Dans une autre, un jeune raconte comment, avec un père européen et une mère africaine, il n’est « ni noir ni blanc » et a du mal à savoir qui il est parce que les noirs le trouvent trop blanc, et les blancs trop noir. « J’en conclus que je suis ni noir, ni blanc, ni métisse mais juste un humain comme vous tous, un citoyen du monde ».
Dans une troisième, une jeune fille dénonce la politique d’immigration des pays européens et le chômage. « Si la société d’aujourd’hui donnait à tous les jeunes un emploi, peu importe leur origine, il n’y aurait pas toute cette horreur en Europe », dit-elle en faisant référence aux attentats. « C’est pour cela qu’il y a des terroristes : ce sont des personnes rejetées par la société qui veulent se venger ».
> Une « évaluation active »
À l’issue de chaque atelier (dont la longueur peut varier d’une demi-journée à une journée entière), MAKS réalise une « évaluation active » où les jeunes participants partagent ce qu’ils ont retiré de l’expérience.

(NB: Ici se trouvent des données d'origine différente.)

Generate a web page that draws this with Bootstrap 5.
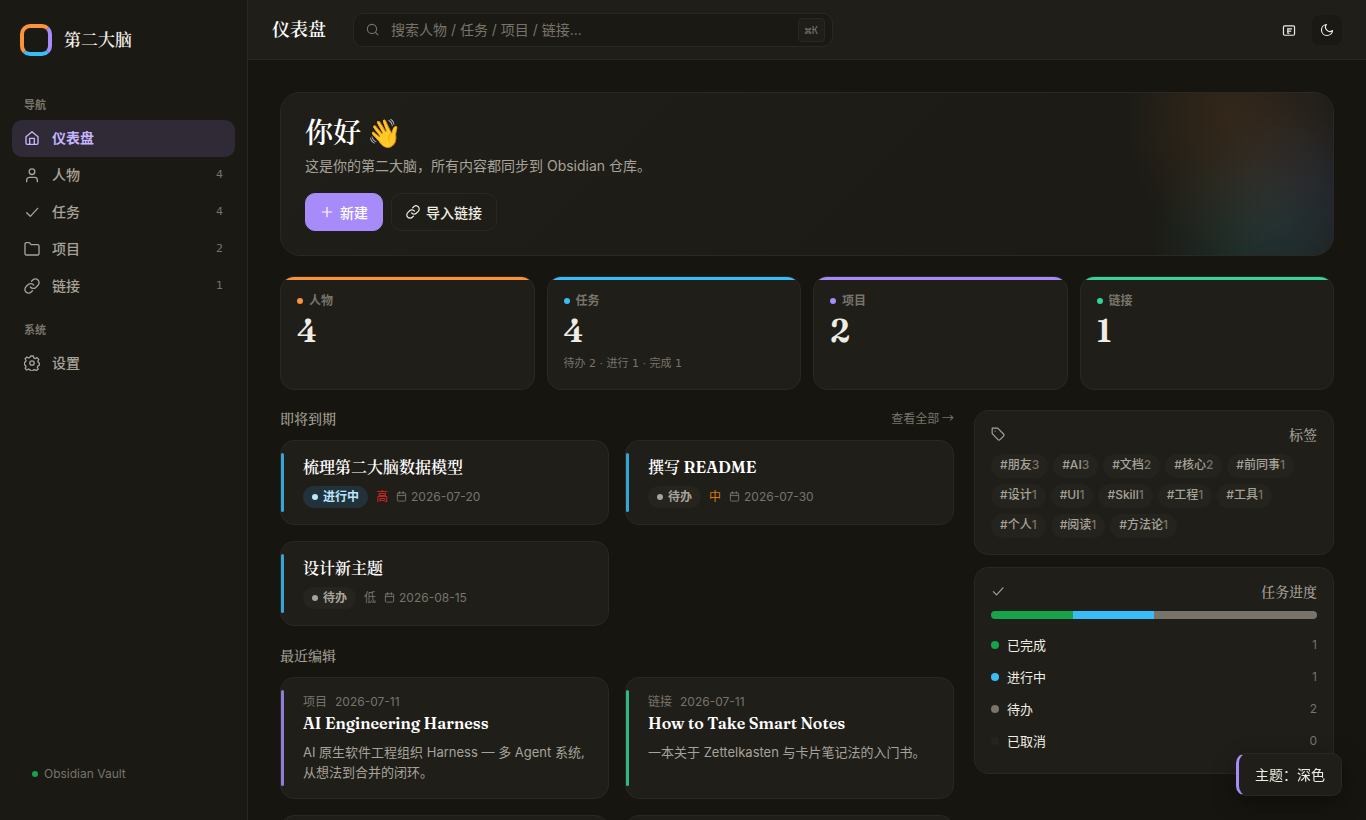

« Les cercles de conteurs permettent de s’exprimer sans dispute ». « C’est la première fois qu’on a pu s’exprimer sur notre identité ». « On s’est bien amusés même si le thème était difficile ». « Je me rends compte que j’ai quelque chose à raconter ». « Je suis capable et fière de ce que j’ai fait ». Autant de phrases qui résument la majorité des réactions des jeunes raconteurs digitaux.